WORK TO COMPLETE -
Transcribe the material verbatim in full; the pictures do not belong in the copy.

THE RECORDS -
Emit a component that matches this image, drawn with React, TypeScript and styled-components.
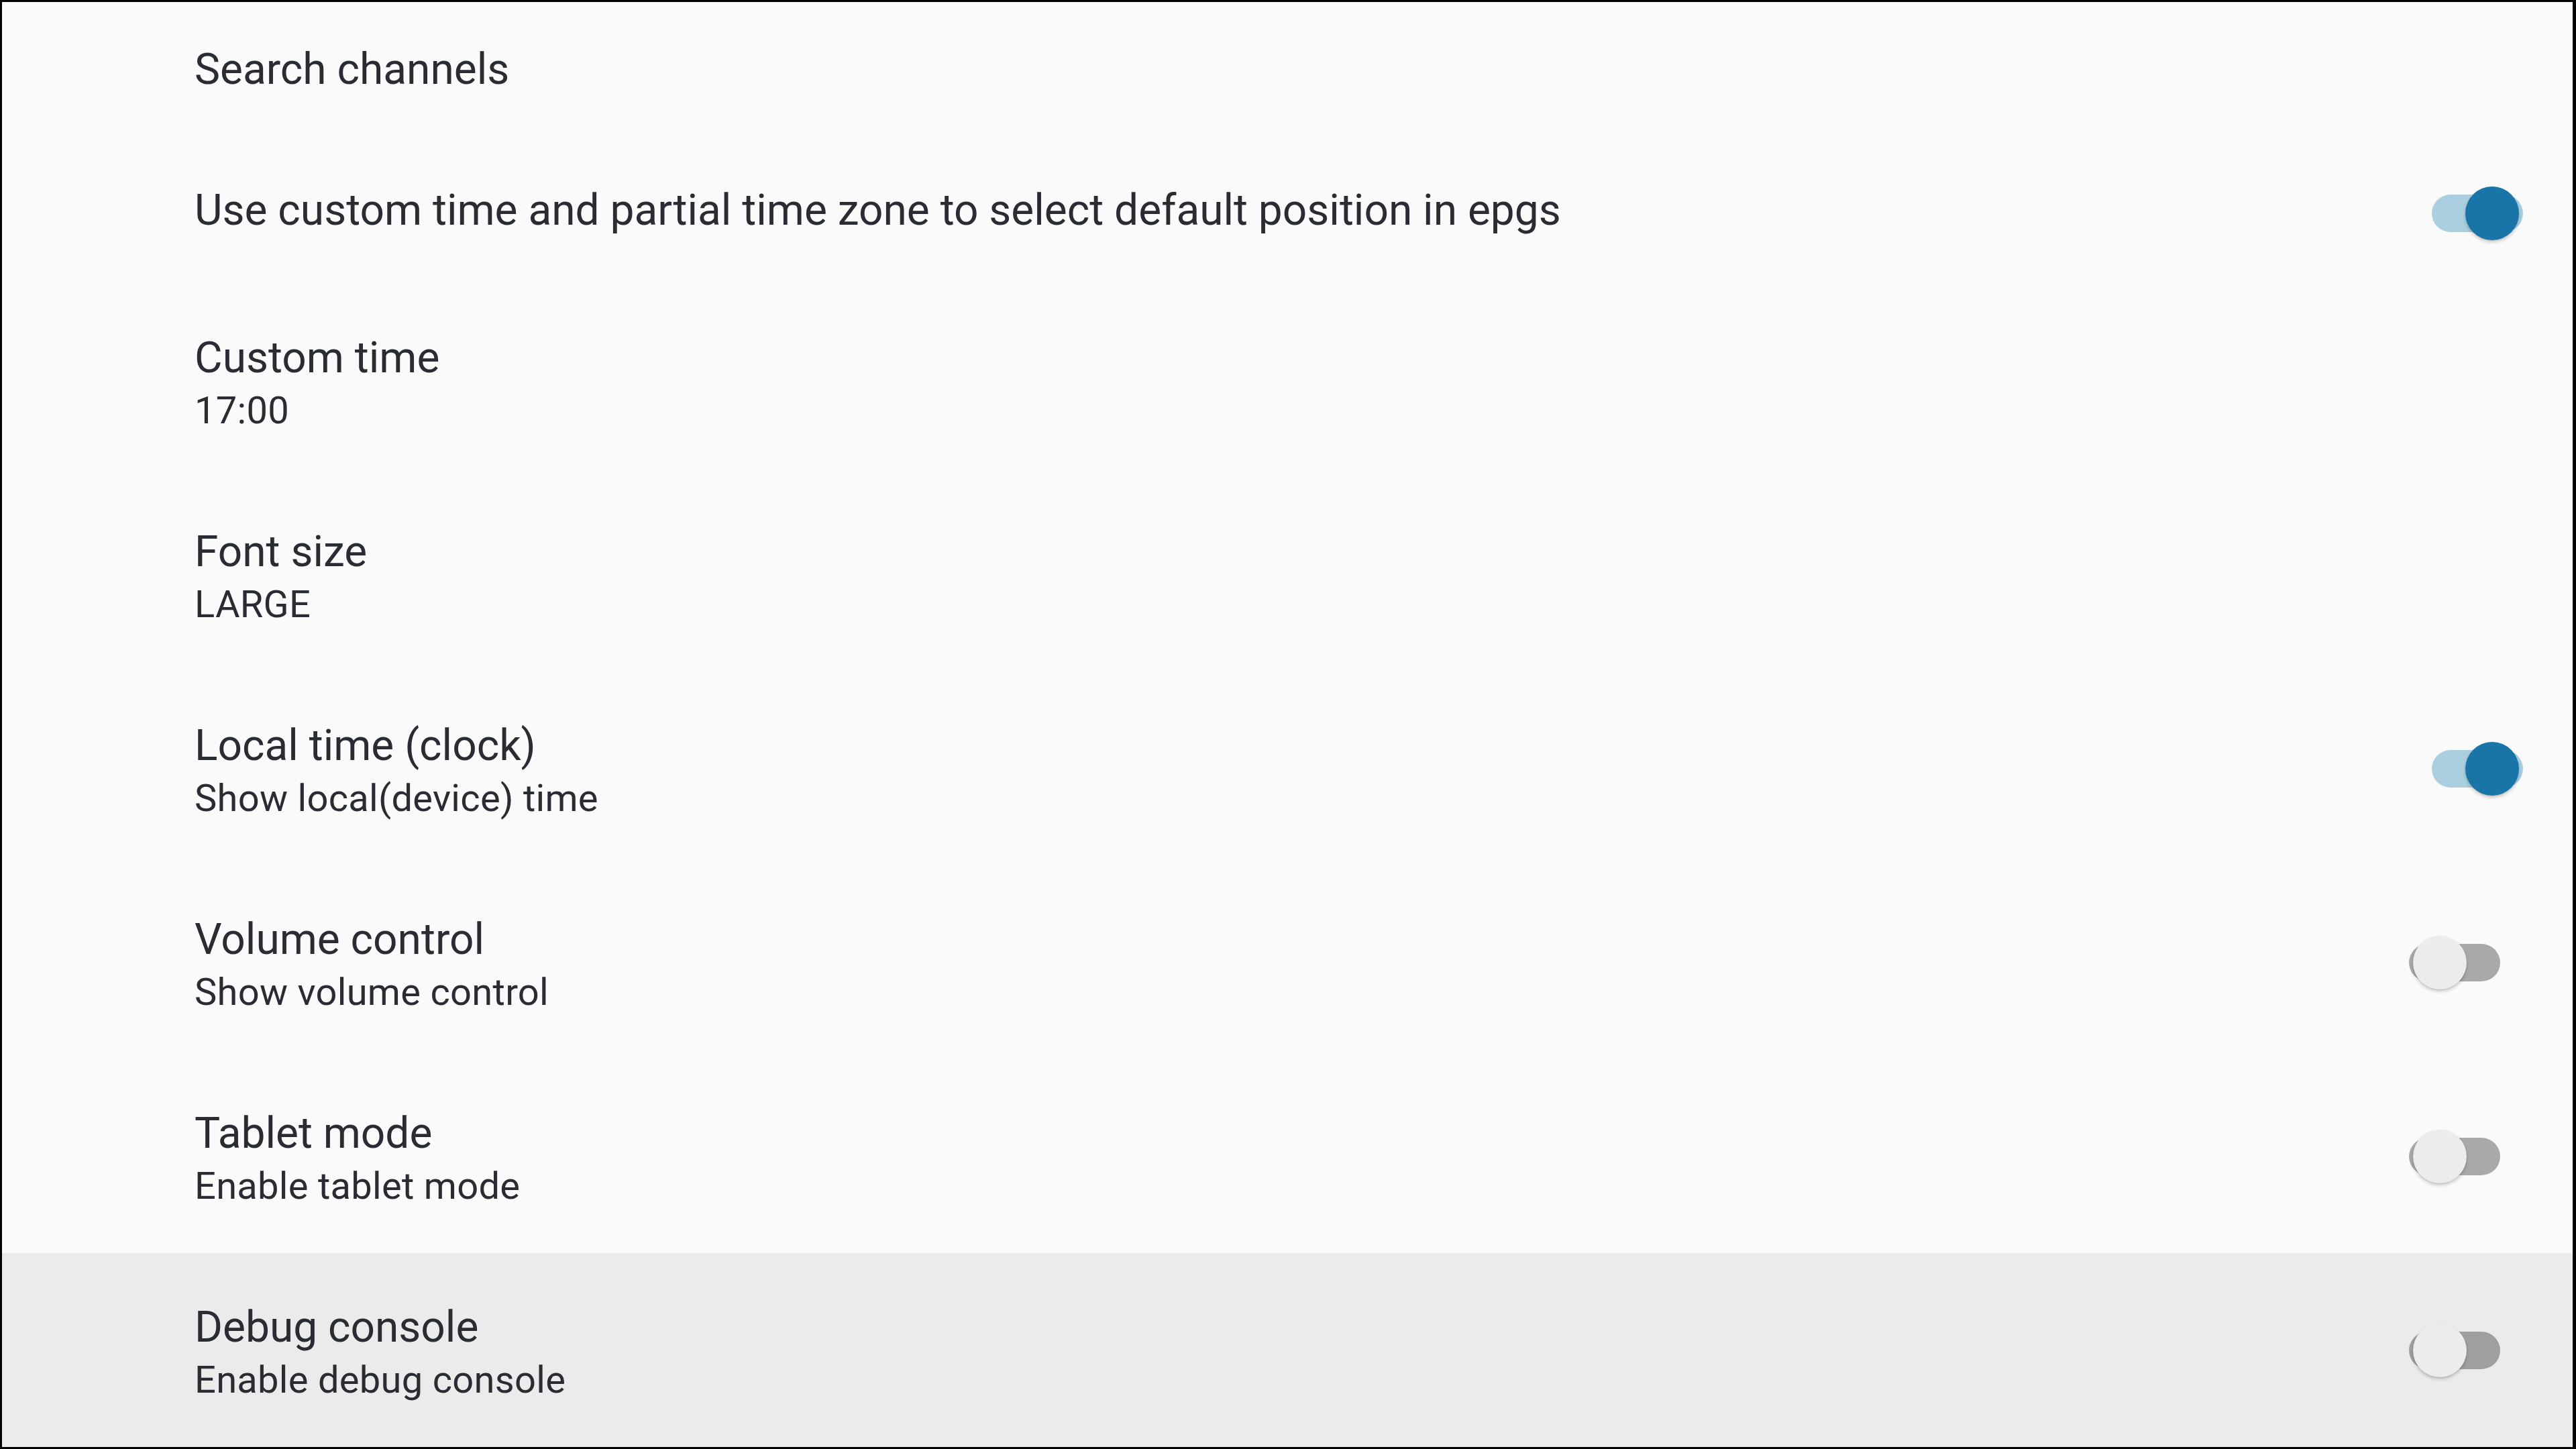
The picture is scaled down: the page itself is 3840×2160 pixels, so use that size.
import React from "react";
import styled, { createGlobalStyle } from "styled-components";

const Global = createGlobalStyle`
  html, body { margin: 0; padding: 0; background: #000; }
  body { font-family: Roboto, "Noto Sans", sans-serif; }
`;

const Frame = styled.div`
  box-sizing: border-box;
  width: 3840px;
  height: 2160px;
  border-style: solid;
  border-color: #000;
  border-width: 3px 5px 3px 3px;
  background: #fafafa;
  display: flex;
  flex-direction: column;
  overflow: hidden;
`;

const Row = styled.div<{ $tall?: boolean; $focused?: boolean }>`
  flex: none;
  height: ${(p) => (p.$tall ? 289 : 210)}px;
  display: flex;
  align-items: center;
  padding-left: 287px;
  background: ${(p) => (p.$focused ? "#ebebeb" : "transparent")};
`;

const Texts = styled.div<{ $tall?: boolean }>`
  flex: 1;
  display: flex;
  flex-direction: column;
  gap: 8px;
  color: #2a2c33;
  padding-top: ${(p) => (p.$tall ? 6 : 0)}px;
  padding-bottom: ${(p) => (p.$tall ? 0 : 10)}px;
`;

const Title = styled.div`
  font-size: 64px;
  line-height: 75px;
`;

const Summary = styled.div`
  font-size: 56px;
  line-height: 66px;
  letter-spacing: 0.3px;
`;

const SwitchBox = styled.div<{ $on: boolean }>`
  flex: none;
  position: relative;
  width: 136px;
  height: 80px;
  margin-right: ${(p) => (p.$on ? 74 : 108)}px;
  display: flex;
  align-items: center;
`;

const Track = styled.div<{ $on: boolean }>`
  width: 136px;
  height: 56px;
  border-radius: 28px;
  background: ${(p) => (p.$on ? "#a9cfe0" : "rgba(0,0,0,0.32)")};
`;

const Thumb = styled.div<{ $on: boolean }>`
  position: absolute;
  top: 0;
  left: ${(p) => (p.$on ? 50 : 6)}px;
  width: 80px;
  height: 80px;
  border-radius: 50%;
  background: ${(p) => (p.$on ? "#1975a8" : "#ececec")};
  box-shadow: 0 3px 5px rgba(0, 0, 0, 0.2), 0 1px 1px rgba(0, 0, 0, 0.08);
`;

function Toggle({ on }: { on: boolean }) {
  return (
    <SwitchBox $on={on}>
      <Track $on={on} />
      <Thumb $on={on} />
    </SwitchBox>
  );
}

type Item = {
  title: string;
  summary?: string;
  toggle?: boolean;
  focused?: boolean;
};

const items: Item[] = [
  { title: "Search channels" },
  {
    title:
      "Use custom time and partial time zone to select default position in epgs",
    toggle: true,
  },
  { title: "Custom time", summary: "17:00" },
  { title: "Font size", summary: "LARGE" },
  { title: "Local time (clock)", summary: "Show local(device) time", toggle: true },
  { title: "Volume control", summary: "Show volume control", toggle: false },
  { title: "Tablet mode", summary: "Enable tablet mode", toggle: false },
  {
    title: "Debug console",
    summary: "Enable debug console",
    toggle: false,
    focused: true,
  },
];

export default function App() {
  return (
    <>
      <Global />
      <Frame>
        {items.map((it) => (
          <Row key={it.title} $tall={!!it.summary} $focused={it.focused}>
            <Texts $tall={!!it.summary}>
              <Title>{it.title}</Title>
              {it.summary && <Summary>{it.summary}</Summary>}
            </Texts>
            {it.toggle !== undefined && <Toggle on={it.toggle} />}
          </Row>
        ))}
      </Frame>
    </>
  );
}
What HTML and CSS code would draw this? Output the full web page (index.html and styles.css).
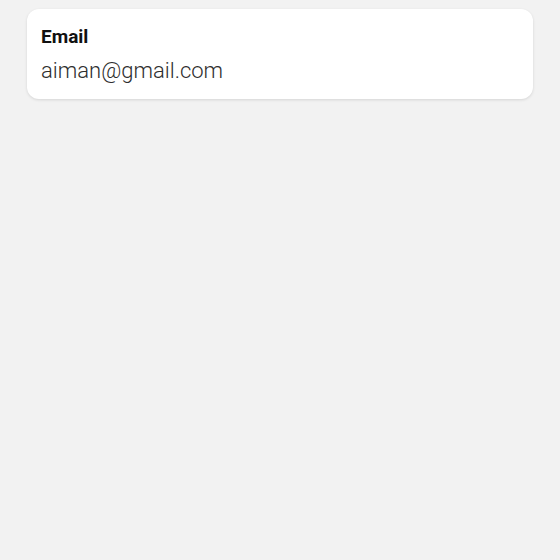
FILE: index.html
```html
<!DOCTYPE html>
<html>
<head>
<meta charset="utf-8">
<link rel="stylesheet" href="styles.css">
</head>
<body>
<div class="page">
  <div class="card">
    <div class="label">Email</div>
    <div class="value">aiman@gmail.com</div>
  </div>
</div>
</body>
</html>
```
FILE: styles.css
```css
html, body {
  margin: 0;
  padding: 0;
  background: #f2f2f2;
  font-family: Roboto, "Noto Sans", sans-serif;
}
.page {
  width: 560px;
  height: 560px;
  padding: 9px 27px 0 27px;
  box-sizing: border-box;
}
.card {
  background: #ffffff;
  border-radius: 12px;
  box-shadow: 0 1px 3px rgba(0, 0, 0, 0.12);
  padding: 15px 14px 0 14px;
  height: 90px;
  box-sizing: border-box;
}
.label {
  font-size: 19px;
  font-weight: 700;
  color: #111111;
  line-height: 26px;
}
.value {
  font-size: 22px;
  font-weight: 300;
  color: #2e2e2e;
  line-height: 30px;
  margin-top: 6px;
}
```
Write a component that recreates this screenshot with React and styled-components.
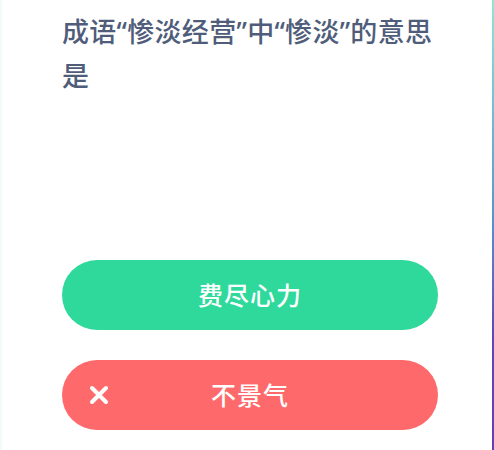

COMPLETE OUTPUT -
Emit a component that matches this image, drawn with React, TypeScript and styled-components.
The picture is scaled down: the page itself is 3840×2160 pixels, so use that size.
import React from "react";
import styled, { createGlobalStyle } from "styled-components";

const Global = createGlobalStyle`
  html, body { margin: 0; padding: 0; background: #000; }
  body { font-family: Roboto, "Noto Sans", sans-serif; }
`;

const Frame = styled.div`
  box-sizing: border-box;
  width: 3840px;
  height: 2160px;
  border-style: solid;
  border-color: #000;
  border-width: 3px 5px 3px 3px;
  background: #fafafa;
  display: flex;
  flex-direction: column;
  overflow: hidden;
`;

const Row = styled.div<{ $tall?: boolean; $focused?: boolean }>`
  flex: none;
  height: ${(p) => (p.$tall ? 289 : 210)}px;
  display: flex;
  align-items: center;
  padding-left: 287px;
  background: ${(p) => (p.$focused ? "#ebebeb" : "transparent")};
`;

const Texts = styled.div<{ $tall?: boolean }>`
  flex: 1;
  display: flex;
  flex-direction: column;
  gap: 8px;
  color: #2a2c33;
  padding-top: ${(p) => (p.$tall ? 6 : 0)}px;
  padding-bottom: ${(p) => (p.$tall ? 0 : 10)}px;
`;

const Title = styled.div`
  font-size: 64px;
  line-height: 75px;
`;

const Summary = styled.div`
  font-size: 56px;
  line-height: 66px;
  letter-spacing: 0.3px;
`;

const SwitchBox = styled.div<{ $on: boolean }>`
  flex: none;
  position: relative;
  width: 136px;
  height: 80px;
  margin-right: ${(p) => (p.$on ? 74 : 108)}px;
  display: flex;
  align-items: center;
`;

const Track = styled.div<{ $on: boolean }>`
  width: 136px;
  height: 56px;
  border-radius: 28px;
  background: ${(p) => (p.$on ? "#a9cfe0" : "rgba(0,0,0,0.32)")};
`;

const Thumb = styled.div<{ $on: boolean }>`
  position: absolute;
  top: 0;
  left: ${(p) => (p.$on ? 50 : 6)}px;
  width: 80px;
  height: 80px;
  border-radius: 50%;
  background: ${(p) => (p.$on ? "#1975a8" : "#ececec")};
  box-shadow: 0 3px 5px rgba(0, 0, 0, 0.2), 0 1px 1px rgba(0, 0, 0, 0.08);
`;

function Toggle({ on }: { on: boolean }) {
  return (
    <SwitchBox $on={on}>
      <Track $on={on} />
      <Thumb $on={on} />
    </SwitchBox>
  );
}

type Item = {
  title: string;
  summary?: string;
  toggle?: boolean;
  focused?: boolean;
};

const items: Item[] = [
  { title: "Search channels" },
  {
    title:
      "Use custom time and partial time zone to select default position in epgs",
    toggle: true,
  },
  { title: "Custom time", summary: "17:00" },
  { title: "Font size", summary: "LARGE" },
  { title: "Local time (clock)", summary: "Show local(device) time", toggle: true },
  { title: "Volume control", summary: "Show volume control", toggle: false },
  { title: "Tablet mode", summary: "Enable tablet mode", toggle: false },
  {
    title: "Debug console",
    summary: "Enable debug console",
    toggle: false,
    focused: true,
  },
];

export default function App() {
  return (
    <>
      <Global />
      <Frame>
        {items.map((it) => (
          <Row key={it.title} $tall={!!it.summary} $focused={it.focused}>
            <Texts $tall={!!it.summary}>
              <Title>{it.title}</Title>
              {it.summary && <Summary>{it.summary}</Summary>}
            </Texts>
            {it.toggle !== undefined && <Toggle on={it.toggle} />}
          </Row>
        ))}
      </Frame>
    </>
  );
}
What HTML and CSS code would draw this? Output the full web page (index.html and styles.css).
FILE: index.html
```html
<!DOCTYPE html>
<html>
<head>
<meta charset="utf-8">
<link rel="stylesheet" href="styles.css">
</head>
<body>
<div class="page">
  <div class="card">
    <div class="label">Email</div>
    <div class="value">aiman@gmail.com</div>
  </div>
</div>
</body>
</html>
```
FILE: styles.css
```css
html, body {
  margin: 0;
  padding: 0;
  background: #f2f2f2;
  font-family: Roboto, "Noto Sans", sans-serif;
}
.page {
  width: 560px;
  height: 560px;
  padding: 9px 27px 0 27px;
  box-sizing: border-box;
}
.card {
  background: #ffffff;
  border-radius: 12px;
  box-shadow: 0 1px 3px rgba(0, 0, 0, 0.12);
  padding: 15px 14px 0 14px;
  height: 90px;
  box-sizing: border-box;
}
.label {
  font-size: 19px;
  font-weight: 700;
  color: #111111;
  line-height: 26px;
}
.value {
  font-size: 22px;
  font-weight: 300;
  color: #2e2e2e;
  line-height: 30px;
  margin-top: 6px;
}
```
Write a component that recreates this screenshot with React and styled-components.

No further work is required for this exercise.